A similar approach could presumably be used for DISTINCT, where if the DISTINCT keyword is present then it is tracked as an effect, and applied to the query toplevel when the query is generated. I'm not sure this design would be sensible to incorporate into Links, though; it would certainly require some thought regarding how to incorporate the order/limit effect tracking into the rest of the type system consistently.
Nevertheless it's an interesting design and the paper gives an NBE-style implementation strategy that seems pretty close to what Links already does (including for the ordering part), possibly reinventing the implementation described in the appendix of our TLDI 2012 paper, which I'm assuming Oleg hadn't run across...
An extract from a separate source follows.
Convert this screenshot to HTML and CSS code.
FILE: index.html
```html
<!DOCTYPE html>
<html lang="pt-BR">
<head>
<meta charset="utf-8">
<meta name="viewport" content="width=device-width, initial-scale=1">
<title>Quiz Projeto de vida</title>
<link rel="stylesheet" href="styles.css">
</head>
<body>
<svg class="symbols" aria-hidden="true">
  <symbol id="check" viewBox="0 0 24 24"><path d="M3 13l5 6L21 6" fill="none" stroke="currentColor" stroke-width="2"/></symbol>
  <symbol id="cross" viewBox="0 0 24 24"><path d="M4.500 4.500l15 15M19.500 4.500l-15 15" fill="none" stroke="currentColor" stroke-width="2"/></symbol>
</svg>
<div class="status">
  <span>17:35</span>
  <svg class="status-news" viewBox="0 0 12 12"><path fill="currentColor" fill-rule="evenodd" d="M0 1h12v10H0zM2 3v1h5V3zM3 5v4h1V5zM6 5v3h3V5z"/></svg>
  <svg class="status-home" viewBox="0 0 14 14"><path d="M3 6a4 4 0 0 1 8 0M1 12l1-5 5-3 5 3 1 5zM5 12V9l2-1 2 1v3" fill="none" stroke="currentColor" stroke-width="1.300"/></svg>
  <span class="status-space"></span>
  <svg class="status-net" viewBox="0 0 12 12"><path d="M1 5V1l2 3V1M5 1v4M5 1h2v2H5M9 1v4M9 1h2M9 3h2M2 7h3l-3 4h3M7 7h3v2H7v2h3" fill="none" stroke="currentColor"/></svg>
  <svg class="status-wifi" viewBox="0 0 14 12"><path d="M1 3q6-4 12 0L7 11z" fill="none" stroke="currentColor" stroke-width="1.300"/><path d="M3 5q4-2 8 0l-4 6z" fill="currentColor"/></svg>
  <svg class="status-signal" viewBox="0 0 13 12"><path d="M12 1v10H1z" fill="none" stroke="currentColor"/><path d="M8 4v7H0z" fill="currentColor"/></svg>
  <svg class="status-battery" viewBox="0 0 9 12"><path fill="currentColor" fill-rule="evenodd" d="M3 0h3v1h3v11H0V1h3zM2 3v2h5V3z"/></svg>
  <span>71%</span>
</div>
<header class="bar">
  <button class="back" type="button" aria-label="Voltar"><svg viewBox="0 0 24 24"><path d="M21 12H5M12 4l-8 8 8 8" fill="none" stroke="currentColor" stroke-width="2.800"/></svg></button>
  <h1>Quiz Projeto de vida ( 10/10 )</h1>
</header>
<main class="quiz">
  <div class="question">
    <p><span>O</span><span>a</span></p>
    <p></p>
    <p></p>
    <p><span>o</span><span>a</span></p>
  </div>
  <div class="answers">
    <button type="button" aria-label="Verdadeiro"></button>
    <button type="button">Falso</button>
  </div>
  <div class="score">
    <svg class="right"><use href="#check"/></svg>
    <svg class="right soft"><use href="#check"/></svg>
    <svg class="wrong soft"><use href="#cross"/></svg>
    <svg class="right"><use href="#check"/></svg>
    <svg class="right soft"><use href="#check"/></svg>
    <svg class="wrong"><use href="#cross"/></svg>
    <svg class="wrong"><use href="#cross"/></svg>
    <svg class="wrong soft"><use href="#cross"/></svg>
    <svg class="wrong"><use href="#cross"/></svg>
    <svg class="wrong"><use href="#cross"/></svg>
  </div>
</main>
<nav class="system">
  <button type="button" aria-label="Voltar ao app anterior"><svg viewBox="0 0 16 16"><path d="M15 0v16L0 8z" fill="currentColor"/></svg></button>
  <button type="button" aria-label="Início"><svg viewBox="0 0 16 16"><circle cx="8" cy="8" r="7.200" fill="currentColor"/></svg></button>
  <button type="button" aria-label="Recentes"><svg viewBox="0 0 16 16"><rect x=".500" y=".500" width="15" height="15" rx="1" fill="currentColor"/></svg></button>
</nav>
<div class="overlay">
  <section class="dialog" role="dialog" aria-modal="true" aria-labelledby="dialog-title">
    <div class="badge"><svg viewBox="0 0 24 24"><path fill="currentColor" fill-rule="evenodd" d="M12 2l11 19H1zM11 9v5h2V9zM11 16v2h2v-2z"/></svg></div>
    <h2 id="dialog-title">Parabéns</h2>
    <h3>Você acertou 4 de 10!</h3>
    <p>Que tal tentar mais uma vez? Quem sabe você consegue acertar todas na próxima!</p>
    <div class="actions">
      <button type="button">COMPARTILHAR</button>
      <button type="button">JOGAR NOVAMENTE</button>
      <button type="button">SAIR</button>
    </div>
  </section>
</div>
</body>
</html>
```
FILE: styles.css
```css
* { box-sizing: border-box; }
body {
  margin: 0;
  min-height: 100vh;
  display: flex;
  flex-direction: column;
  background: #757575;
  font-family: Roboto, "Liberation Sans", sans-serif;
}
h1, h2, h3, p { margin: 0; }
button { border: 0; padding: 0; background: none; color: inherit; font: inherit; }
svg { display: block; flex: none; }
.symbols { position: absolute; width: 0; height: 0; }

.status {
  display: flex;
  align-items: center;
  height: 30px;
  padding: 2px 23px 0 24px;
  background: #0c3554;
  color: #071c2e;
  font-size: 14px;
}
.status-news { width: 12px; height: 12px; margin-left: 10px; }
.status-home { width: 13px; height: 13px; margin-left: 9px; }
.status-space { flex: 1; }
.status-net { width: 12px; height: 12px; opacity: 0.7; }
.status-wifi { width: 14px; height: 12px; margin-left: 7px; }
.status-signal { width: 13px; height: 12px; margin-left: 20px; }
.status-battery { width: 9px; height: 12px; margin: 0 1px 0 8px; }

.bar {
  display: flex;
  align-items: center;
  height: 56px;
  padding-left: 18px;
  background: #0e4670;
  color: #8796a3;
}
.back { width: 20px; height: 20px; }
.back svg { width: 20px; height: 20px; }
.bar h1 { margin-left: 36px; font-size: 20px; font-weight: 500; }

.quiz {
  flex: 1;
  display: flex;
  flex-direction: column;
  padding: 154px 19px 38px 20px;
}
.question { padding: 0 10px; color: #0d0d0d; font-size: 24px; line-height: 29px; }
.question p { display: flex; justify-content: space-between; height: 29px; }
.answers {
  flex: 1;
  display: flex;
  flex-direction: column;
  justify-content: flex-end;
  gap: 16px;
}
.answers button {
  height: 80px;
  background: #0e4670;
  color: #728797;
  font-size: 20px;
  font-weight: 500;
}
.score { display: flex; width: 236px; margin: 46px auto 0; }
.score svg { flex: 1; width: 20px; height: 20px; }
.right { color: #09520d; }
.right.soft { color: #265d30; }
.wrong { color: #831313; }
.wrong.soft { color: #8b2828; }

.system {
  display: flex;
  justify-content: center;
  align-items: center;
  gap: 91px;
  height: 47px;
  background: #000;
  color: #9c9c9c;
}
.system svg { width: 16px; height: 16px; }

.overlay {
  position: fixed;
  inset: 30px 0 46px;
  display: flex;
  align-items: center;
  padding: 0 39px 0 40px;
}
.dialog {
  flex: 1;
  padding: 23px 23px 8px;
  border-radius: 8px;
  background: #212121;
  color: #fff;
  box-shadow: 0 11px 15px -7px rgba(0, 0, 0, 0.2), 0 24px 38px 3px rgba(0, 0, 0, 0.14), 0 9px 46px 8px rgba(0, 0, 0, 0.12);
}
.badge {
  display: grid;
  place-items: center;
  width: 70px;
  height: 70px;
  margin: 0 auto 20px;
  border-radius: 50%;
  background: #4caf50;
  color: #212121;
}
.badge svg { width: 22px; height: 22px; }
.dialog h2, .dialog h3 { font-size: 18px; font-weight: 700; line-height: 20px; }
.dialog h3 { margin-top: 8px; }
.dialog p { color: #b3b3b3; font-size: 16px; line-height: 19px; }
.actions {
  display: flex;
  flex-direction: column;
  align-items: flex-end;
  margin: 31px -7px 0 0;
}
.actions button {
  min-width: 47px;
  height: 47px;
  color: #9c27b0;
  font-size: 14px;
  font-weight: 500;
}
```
For reference, here is how distinct, grouping and ordering look in F#'s LINQ syntax (based on computation expressions):
for e in db.table do
...
where (...)
yield ...
distinct
This effectively desugars to something like query |> dedup
, i.e. dedup(query)
.
for x in db.table do
groupBy x.a into g
where (g.Key.HasValue && g.Key.Value > 10)
select (g.Key, g.Count())
This binds g to different groupings which are objects/records with a key and other operations such as count, which can also be considered as a collection (the collection of rows encountered so far with a given key value). The where clause after the groupBy tests the key value, and could also test aggregate values such as counts or sums of the given group, e.g. g.Count() > 1
. Other aggregations can be computed from the group, by embedding another query expression as follows:
for x in db.table do
groupBy x.a into g
let total =
query {
for y in g do
sumByNullable y.a
}
select (g.Key, g.Count(), total)
Though this looks like a nested loop, F# supposedly turns this into a single idiomatic group-by SQL query, however I don't know what algorithm is used or if it is complete. The presence of an additional collection-type variable g
which is not a base table seems like a potential obstacle to proving the standard normalization results.
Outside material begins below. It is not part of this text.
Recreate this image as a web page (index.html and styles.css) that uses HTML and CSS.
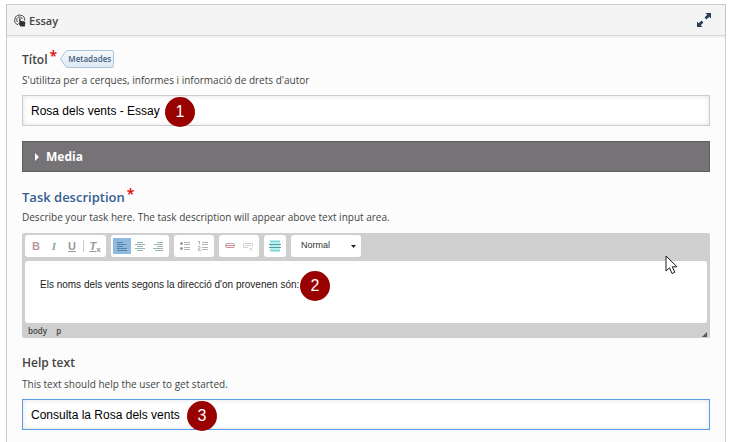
FILE: index.html
```html
<!DOCTYPE html>
<html lang="ca">
<head>
    <meta charset="UTF-8">
    <meta name="viewport" content="width=device-width, initial-scale=1.0">
    <title>Essay</title>
    <link rel="stylesheet" href="styles.css">
</head>
<body>
    <main class="panel">
        <header class="panel-header">
            <svg class="panel-icon" viewBox="0 0 12 13" fill="none" stroke="#444">
                <path d="M4 10.8A5 5 0 1 1 10.7 6.6" stroke-width="1"/>
                <path d="M3.6 8A2.9 2.9 0 1 1 8.3 5" stroke-width="1"/>
                <path d="M5 4.6q.8-.7 1.5 0v2.2l4 .8q1 .3.8 1.4l-.5 3.5H6.6L4.2 9.4q.4-.8 1.2-.2z" fill="#333" stroke="none"/>
            </svg>
            <h1>Essay</h1>
            <button type="button" class="expand" aria-label="Fullscreen">
                <svg viewBox="0 0 14 14" fill="#2c3e50">
                    <path d="M8.5 0H14v5.5l-1.8-1.8-2.7 2.7-1.9-1.9 2.7-2.7z"/>
                    <path d="M5.5 14H0V8.5l1.8 1.8 2.7-2.7 1.9 1.9-2.7 2.7z"/>
                </svg>
            </button>
        </header>

        <form class="panel-body">
            <!-- Title -->
            <div class="field">
                <div class="label-row">
                    <label for="title">Títol<span class="required">*</span></label>
                    <button type="button" class="metadata">
                        <svg viewBox="0 0 54 18">
                            <defs>
                                <linearGradient id="tagFill" x1="0" y1="0" x2="0" y2="1">
                                    <stop offset="0" stop-color="#f8fafc"/>
                                    <stop offset="1" stop-color="#dbe8f2"/>
                                </linearGradient>
                            </defs>
                            <path d="M8 .5H51.5q2 0 2 2v13q0 2-2 2H8Q6 17.5 4.5 15L.5 9l4-6Q6 .5 8 .5z" fill="url(#tagFill)" stroke="#a9c3d9"/>
                        </svg>
                        <span>Metadades</span>
                    </button>
                </div>
                <p class="description">S'utilitza per a cerques, informes i informació de drets d'autor</p>
                <div class="input-wrap">
                    <input type="text" id="title" value="Rosa dels vents - Essay">
                    <span class="step step-1">1</span>
                </div>
            </div>

            <button type="button" class="group-title"><span class="arrow"></span>Media</button>

            <!-- Task description -->
            <div class="field">
                <div class="label-row">
                    <label for="task" class="important">Task description<span class="required">*</span></label>
                </div>
                <p class="description">Describe your task here. The task description will appear above text input area.</p>
                <div class="editor">
                    <div class="toolbar">
                        <div class="tool-group">
                            <button type="button" class="tool bold" aria-label="Bold">B</button>
                            <button type="button" class="tool italic" aria-label="Italic">I</button>
                            <button type="button" class="tool underline" aria-label="Underline">U</button>
                            <span class="separator"></span>
                            <button type="button" class="tool clear" aria-label="Remove format"><u>T</u><sub>x</sub></button>
                        </div>
                        <div class="tool-group">
                            <button type="button" class="tool active" aria-label="Align left">
                                <svg viewBox="0 0 12 12" stroke="#5585a0"><path d="M1 2.5h6M1 4.5h9M1 6.5h6M1 8.5h10M1 10.5h10"/></svg>
                            </button>
                            <button type="button" class="tool" aria-label="Center">
                                <svg viewBox="0 0 12 12" stroke="#9db3b3"><path d="M3 2.5h6M1 4.5h10M3 6.5h6M1 8.5h10M3 10.5h6"/></svg>
                            </button>
                            <button type="button" class="tool" aria-label="Align right">
                                <svg viewBox="0 0 12 12" stroke="#9db3b3"><path d="M5 2.5h6M2 4.5h9M5 6.5h6M1 8.5h10M3 10.5h8"/></svg>
                            </button>
                        </div>
                        <div class="tool-group">
                            <button type="button" class="tool" aria-label="Bulleted list">
                                <svg viewBox="0 0 12 12" stroke="#b4b4b4"><path d="M5 2.5h6M5 4.5h6M5 7.5h6M5 9.5h6"/><g fill="#999" stroke="none"><circle cx="2.5" cy="3.5" r="1.5"/><circle cx="2.5" cy="8.5" r="1.5"/></g></svg>
                            </button>
                            <button type="button" class="tool" aria-label="Numbered list">
                                <svg viewBox="0 0 12 12" stroke="#b4b4b4" fill="none"><path d="M5 2.5h6M5 4.5h6M5 7.5h6M5 9.5h6M1 1.5h1.5v3M1 6.5h2v2H1.5v2H4"/></svg>
                            </button>
                        </div>
                        <div class="tool-group">
                            <button type="button" class="tool" aria-label="Link">
                                <svg viewBox="0 0 12 12" fill="none"><rect x="1.5" y="3.5" width="9" height="4" rx="1.5" stroke="#b9adaf"/><path d="M2 5.5h8M3 7.5h6" stroke="#e3858b"/></svg>
                            </button>
                            <button type="button" class="tool" aria-label="Unlink">
                                <svg viewBox="0 0 12 12" fill="none" stroke="#d2d2d2"><path d="M6 7.5H1.5v-4h9v3M3 5.5h6M7.5 7.5l3 3M10.5 7.5l-3 3"/></svg>
                            </button>
                        </div>
                        <div class="tool-group">
                            <button type="button" class="tool" aria-label="Horizontal line">
                                <svg viewBox="0 0 12 12"><path d="M1 0h10v12H1z" fill="#b5eff0"/><path d="M1 1.5h10M1 10.5h10" stroke="#7fcfd0"/><path d="M0 4.5h12M0 7.5h12" stroke="#5a9c9e"/></svg>
                            </button>
                        </div>
                        <select class="format" aria-label="Paragraph format">
                            <option>Normal</option>
                        </select>
                    </div>
                    <div class="input-wrap">
                        <textarea id="task">Els noms dels vents segons la direcció d'on provenen són:</textarea>
                        <span class="step step-2">2</span>
                    </div>
                    <div class="path-bar">
                        <span>body</span>
                        <span>p</span>
                        <span class="resizer"></span>
                    </div>
                    <svg class="cursor" viewBox="0 0 13 20">
                        <path d="M1 1v15l3.5-3.2L7 18.5l2.8-1.2-2.5-5.5H12z" fill="#fff" stroke="#1c1c28"/>
                    </svg>
                </div>
            </div>

            <!-- Help text -->
            <div class="field">
                <div class="label-row">
                    <label for="help">Help text</label>
                </div>
                <p class="description">This text should help the user to get started.</p>
                <div class="input-wrap">
                    <input type="text" id="help" class="focused" value="Consulta la Rosa dels vents">
                    <span class="step step-3">3</span>
                </div>
            </div>
        </form>
    </main>
</body>
</html>
```

FILE: styles.css
```css
* {
    box-sizing: border-box;
}

body {
    margin: 0;
    padding: 4px 10px 0 6px;
    background-color: #fff;
    color: #444;
    font-family: "Open Sans", sans-serif;
}

button {
    margin: 0;
    padding: 0;
    border: none;
    background: none;
    font-family: inherit;
    color: inherit;
    cursor: pointer;
}

.panel {
    min-height: calc(100vh - 4px);
    border: 1px solid #ccc;
    border-bottom: none;
    background-color: #fcfcfc;
}

.panel-header {
    display: flex;
    align-items: center;
    gap: 3px;
    height: 31px;
    padding: 0 14px 0 7px;
    background-color: #f4f4f4;
    border-bottom: 1px solid #d8d8d8;
    box-shadow: 0 1px 2px rgba(0, 0, 0, 0.08);
}

.panel-icon {
    width: 12px;
    height: 13px;
}

.panel-header h1 {
    margin: 0;
    font-size: 11px;
    font-weight: 600;
}

.expand {
    margin-left: auto;
    width: 14px;
    height: 14px;
}

.expand svg {
    display: block;
}

.panel-body {
    padding: 13px 15px 12px;
}

.field {
    margin-bottom: 15px;
}

.field:last-child {
    margin-bottom: 0;
}

.label-row {
    display: flex;
    align-items: center;
    gap: 3px;
    height: 20px;
    margin-bottom: 3px;
}

label {
    font-size: 12px;
    line-height: 20px;
    font-weight: 600;
}

label.important {
    font-size: 13px;
    color: #355e92;
}

.required {
    margin-left: 2px;
    color: #e00000;
    font-size: 14px;
    line-height: 16px;
    vertical-align: 3px;
}

.metadata {
    position: relative;
    width: 54px;
    height: 18px;
    padding-left: 5px;
    color: #45607f;
    font-size: 8px;
    font-weight: 600;
    line-height: 16px;
}

.metadata svg {
    position: absolute;
    inset: 0;
}

.metadata span {
    position: relative;
}

.description {
    margin: 0 0 7px;
    font-size: 10px;
    line-height: 16px;
}

.input-wrap {
    position: relative;
}

input {
    display: block;
    width: 100%;
    height: 31px;
    padding: 0 8px;
    border: 1px solid #ccc;
    background-color: #fff;
    box-shadow: inset 0 0 5px rgba(0, 0, 0, 0.12);
    font-family: "Liberation Sans", Arial, sans-serif;
    font-size: 12px;
    color: #000;
}

input.focused {
    border-color: #5a9de6;
}

/* numbered markers over the fields */
.step {
    position: absolute;
    top: 2px;
    width: 30px;
    height: 30px;
    border-radius: 50%;
    background-color: #900;
    color: #fff;
    font-family: "Liberation Sans", Arial, sans-serif;
    font-size: 16px;
    line-height: 30px;
    text-align: center;
}

.step-1 {
    left: 143px;
}

.step-2 {
    top: 10px;
    left: 275px;
}

.step-3 {
    left: 165px;
}

.group-title {
    display: flex;
    align-items: center;
    width: 100%;
    height: 31px;
    margin-bottom: 14px;
    padding-left: 12px;
    border: 1px solid #5f5d60;
    background-color: #757376;
    color: #fff;
    font-size: 12px;
    font-weight: 700;
}

.arrow {
    margin-right: 7px;
    border: 4px solid transparent;
    border-left-color: #fff;
    border-right: none;
}

.editor {
    position: relative;
    margin-top: 8px;
    padding: 2px 3px 0;
    border-radius: 2px;
    background-color: #cfcfcf;
}

.toolbar {
    display: flex;
    gap: 5px;
    height: 26px;
}

.tool-group {
    display: flex;
    align-items: center;
    height: 22px;
    padding: 0 2px;
    border-radius: 3px;
    background-color: #fff;
}

.tool {
    display: flex;
    align-items: center;
    justify-content: center;
    width: 18px;
    height: 16px;
    color: #999;
    font-family: "Liberation Sans", Arial, sans-serif;
    font-size: 11px;
    font-weight: 700;
}

.tool svg {
    width: 12px;
    height: 12px;
}

.tool.active {
    background-color: #8fb9e0;
}

.bold {
    color: #b69a9f;
}

.italic {
    color: #8aa5a8;
    font-family: "Liberation Serif", serif;
    font-style: italic;
}

.underline {
    text-decoration: underline;
}

.clear u {
    font-style: italic;
}

.clear sub {
    align-self: flex-end;
    font-size: 8px;
    line-height: 8px;
}

.separator {
    width: 1px;
    height: 12px;
    margin: 0 2px;
    background-color: #ccc;
}

.format {
    width: 70px;
    height: 22px;
    padding: 0 10px 2px;
    border: none;
    border-radius: 3px;
    appearance: none;
    background: #fff url("data:image/svg+xml,%3Csvg xmlns='http://www.w3.org/2000/svg' width='5' height='3'%3E%3Cpath d='M0 0h5L2.5 3z' fill='%23222'/%3E%3C/svg%3E") no-repeat right 5px center;
    color: #333;
    font-family: "Liberation Sans", Arial, sans-serif;
    font-size: 9px;
}

textarea {
    display: block;
    width: 100%;
    height: 62px;
    padding: 16px 15px;
    border: none;
    border-radius: 3px;
    resize: none;
    background-color: #fff;
    color: #222;
    font-family: "Liberation Sans", Arial, sans-serif;
    font-size: 10px;
    line-height: 16px;
}

.path-bar {
    display: flex;
    align-items: center;
    gap: 9px;
    height: 15px;
    padding: 0 3px;
    color: #444;
    font-size: 8px;
    font-weight: 600;
}

.resizer {
    align-self: flex-end;
    margin: 0 -3px 1px auto;
    border-left: 5px solid transparent;
    border-bottom: 5px solid #555;
}

.cursor {
    position: absolute;
    top: 22px;
    right: 32px;
    width: 13px;
    height: 20px;
}
```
Finally for ordering, this seems to be handled similarly to grouping:
for x in db.table do
sortBy x.n
select student
My impression is that this should be performed as a postprocessing step after the result is produced, rather than ordering the "valuations" generated by the for/where (but maybe it doesn't matter) but I'm not sure how this is translated down to LINQ interface calls or how these are compiled into SQL.
Finally here is a query combining both grouping and ordering:
for x in db.table do
groupBy x.a into g
where (g.Count() > 1)
sortByDescending (g.Count())
select (g.Key, g.Count())
I don't know what happens if the sorting is done before the grouping.